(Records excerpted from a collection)

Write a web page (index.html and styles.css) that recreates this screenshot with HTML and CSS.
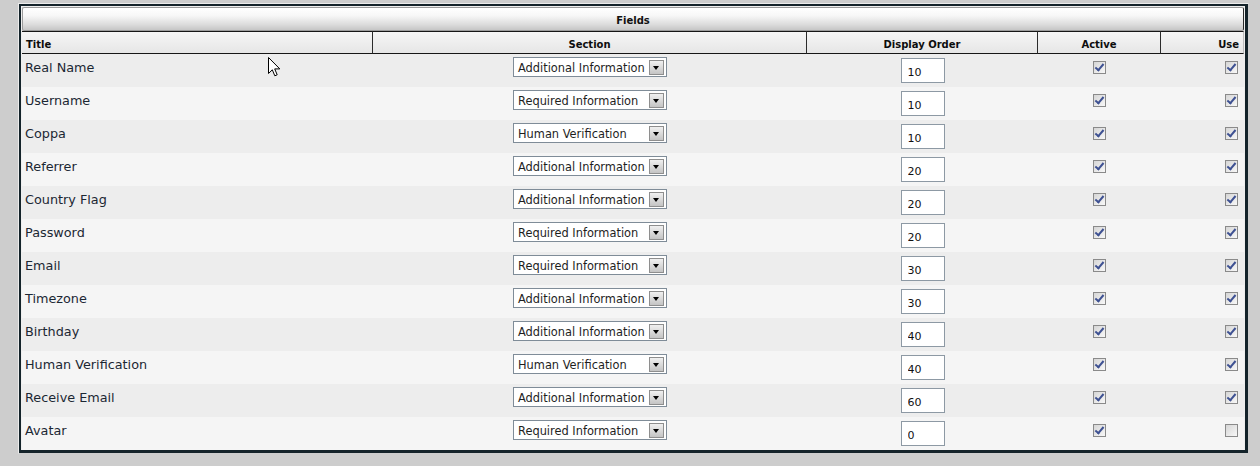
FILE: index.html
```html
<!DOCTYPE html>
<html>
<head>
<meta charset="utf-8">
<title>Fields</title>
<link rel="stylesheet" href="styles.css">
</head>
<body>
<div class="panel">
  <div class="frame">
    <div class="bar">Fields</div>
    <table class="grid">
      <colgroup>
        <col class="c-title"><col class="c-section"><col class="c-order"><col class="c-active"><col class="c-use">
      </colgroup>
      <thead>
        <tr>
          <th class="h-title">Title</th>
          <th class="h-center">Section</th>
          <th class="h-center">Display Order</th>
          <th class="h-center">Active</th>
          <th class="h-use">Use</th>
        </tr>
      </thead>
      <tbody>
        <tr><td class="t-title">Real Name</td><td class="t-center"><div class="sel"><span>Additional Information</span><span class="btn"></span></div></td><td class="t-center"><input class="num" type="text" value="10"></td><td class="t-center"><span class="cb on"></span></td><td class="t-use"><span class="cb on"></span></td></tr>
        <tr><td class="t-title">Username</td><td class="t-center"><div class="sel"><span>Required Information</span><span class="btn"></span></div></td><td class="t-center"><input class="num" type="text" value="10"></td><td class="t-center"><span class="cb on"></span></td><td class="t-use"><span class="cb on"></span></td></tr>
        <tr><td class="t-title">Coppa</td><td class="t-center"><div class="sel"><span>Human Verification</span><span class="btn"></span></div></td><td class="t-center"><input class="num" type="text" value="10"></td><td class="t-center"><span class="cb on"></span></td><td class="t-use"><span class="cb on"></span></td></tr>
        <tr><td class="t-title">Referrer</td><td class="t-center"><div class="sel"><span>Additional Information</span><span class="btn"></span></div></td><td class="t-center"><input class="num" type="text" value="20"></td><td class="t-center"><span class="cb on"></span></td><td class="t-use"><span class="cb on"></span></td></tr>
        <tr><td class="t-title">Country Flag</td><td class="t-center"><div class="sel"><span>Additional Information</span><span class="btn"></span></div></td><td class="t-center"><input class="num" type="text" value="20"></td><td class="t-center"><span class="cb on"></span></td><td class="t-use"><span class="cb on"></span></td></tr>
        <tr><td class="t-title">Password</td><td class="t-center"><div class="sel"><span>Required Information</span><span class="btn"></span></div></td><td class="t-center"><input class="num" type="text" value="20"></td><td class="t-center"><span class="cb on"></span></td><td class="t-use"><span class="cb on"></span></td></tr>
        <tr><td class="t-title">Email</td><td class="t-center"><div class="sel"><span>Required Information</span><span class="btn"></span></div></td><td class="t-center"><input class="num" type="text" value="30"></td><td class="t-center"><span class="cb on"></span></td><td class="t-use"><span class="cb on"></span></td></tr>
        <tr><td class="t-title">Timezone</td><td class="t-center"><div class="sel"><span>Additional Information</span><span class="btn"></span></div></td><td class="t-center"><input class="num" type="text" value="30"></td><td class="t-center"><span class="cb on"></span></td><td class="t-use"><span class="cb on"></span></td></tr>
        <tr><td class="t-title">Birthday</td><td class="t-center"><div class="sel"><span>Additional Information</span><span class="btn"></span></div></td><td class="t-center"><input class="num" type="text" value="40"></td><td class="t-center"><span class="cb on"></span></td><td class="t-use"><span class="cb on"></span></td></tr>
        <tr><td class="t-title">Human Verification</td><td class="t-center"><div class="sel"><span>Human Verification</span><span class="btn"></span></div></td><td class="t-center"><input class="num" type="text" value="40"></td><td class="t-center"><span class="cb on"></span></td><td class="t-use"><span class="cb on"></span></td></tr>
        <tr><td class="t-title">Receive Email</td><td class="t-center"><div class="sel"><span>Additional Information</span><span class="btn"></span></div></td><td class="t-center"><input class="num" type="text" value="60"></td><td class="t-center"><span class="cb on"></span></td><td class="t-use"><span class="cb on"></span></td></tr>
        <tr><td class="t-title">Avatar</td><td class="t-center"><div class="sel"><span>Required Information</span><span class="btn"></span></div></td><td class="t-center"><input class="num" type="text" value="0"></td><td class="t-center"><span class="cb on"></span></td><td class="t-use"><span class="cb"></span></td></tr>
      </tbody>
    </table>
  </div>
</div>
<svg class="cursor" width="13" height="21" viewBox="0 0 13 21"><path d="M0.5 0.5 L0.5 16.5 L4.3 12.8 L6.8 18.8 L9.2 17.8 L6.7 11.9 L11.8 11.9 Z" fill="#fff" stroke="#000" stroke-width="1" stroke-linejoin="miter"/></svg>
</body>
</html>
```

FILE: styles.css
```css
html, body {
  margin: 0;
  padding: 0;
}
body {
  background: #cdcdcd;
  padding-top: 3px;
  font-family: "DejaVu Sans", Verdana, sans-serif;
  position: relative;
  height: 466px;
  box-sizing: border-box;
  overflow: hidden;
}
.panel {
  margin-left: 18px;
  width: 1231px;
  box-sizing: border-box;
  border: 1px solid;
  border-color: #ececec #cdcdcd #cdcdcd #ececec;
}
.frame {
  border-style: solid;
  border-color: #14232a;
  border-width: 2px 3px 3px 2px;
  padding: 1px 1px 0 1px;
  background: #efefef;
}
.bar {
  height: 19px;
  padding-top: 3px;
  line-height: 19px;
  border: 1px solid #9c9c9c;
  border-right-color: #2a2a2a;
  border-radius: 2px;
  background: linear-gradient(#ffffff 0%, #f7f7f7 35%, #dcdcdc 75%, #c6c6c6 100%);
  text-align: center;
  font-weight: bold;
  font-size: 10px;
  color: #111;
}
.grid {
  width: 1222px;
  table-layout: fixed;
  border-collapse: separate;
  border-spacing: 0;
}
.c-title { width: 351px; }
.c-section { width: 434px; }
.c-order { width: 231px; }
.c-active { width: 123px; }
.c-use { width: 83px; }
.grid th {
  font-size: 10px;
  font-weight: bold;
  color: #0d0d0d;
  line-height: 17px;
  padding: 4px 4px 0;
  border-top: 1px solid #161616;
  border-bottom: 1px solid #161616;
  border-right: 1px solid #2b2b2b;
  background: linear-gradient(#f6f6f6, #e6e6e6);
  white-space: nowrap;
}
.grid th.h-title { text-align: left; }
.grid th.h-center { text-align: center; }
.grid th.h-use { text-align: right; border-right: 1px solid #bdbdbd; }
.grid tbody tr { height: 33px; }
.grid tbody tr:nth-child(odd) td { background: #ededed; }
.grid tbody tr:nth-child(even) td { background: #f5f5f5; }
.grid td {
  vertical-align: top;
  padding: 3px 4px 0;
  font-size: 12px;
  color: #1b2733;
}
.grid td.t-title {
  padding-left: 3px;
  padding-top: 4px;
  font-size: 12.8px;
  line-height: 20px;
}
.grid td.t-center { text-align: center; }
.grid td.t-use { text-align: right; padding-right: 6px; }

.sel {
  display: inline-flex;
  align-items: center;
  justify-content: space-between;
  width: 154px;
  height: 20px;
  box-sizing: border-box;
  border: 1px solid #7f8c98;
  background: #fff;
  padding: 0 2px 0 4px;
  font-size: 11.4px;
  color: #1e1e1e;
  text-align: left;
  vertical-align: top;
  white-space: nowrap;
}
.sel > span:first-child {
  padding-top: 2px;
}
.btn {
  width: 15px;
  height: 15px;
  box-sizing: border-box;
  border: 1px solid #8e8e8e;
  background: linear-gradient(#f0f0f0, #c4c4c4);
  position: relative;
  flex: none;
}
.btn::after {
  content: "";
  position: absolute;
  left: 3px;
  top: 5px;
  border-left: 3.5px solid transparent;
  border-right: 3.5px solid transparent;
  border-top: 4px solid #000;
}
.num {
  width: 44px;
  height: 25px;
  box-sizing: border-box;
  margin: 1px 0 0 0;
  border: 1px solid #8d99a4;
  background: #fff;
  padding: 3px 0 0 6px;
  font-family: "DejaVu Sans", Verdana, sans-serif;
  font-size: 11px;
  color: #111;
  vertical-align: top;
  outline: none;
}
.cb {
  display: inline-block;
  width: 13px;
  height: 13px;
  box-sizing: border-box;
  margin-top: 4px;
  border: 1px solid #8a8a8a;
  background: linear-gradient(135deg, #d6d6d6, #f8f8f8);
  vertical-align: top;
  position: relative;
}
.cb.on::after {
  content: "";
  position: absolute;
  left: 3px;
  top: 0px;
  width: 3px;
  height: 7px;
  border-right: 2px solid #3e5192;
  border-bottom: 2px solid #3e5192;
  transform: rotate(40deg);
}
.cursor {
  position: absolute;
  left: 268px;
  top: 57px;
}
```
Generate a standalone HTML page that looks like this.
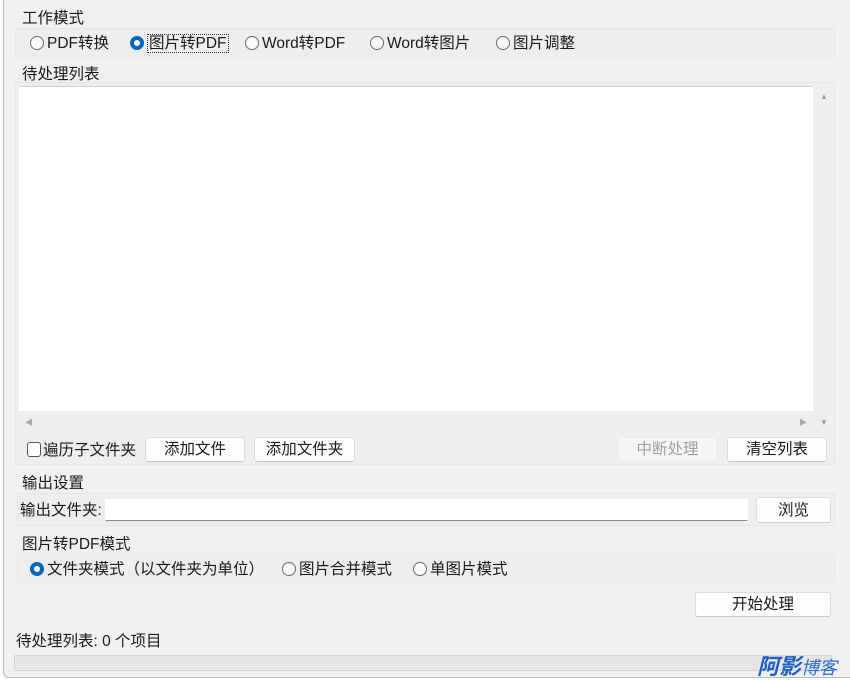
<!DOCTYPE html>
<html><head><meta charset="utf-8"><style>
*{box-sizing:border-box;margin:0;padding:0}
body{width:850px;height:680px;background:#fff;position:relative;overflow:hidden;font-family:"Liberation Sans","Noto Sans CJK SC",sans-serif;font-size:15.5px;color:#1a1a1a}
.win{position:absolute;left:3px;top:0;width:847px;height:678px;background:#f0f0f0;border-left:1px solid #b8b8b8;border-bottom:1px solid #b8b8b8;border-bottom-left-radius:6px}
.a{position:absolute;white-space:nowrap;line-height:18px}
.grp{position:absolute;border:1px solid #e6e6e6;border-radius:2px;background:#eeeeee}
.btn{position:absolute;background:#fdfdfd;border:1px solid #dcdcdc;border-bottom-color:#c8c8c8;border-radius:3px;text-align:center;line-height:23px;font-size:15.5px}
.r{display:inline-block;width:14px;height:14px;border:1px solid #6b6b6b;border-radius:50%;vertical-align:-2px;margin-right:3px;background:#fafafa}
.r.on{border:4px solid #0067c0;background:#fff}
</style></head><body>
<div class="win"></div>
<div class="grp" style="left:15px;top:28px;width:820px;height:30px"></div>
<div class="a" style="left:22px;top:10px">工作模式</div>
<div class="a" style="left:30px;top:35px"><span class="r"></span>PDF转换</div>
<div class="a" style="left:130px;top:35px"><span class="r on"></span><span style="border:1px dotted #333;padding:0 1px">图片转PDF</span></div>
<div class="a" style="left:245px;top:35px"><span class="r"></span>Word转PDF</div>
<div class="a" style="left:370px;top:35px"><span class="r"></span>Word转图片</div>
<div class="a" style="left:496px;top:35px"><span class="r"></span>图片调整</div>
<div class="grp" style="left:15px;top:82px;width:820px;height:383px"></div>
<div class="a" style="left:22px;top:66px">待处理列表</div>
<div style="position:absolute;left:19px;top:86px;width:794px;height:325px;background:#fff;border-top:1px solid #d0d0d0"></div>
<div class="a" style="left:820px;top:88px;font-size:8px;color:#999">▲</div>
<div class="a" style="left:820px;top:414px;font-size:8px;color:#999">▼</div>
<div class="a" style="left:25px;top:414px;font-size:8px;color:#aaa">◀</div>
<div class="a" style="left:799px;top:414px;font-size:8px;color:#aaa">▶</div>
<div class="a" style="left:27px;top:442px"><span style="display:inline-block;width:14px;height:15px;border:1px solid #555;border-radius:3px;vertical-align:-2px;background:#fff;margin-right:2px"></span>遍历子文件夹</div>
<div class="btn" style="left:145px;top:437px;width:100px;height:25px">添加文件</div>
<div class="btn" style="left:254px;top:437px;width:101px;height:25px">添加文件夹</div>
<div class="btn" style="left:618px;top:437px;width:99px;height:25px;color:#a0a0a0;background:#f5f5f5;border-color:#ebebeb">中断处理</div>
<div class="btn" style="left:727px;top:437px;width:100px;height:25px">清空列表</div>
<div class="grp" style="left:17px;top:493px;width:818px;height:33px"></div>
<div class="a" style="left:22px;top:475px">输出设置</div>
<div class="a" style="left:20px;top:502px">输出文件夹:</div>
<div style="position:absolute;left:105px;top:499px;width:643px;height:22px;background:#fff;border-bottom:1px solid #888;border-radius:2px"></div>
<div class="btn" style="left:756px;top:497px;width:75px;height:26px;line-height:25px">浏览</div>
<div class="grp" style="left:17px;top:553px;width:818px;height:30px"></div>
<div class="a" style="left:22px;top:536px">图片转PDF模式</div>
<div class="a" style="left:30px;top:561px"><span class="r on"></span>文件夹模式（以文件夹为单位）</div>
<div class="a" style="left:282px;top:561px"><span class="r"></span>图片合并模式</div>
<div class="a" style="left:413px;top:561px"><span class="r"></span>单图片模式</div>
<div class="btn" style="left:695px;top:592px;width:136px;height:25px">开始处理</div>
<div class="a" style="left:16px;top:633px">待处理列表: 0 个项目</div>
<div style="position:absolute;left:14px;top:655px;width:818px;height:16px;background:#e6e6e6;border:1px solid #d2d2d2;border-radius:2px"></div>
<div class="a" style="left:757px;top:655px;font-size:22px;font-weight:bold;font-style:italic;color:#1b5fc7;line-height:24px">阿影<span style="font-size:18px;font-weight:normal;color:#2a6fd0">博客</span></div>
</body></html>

[Objective]:
Indicate how many lines of the material contain the string "page", giving the number and nothing more.

[Solution for this task]:
2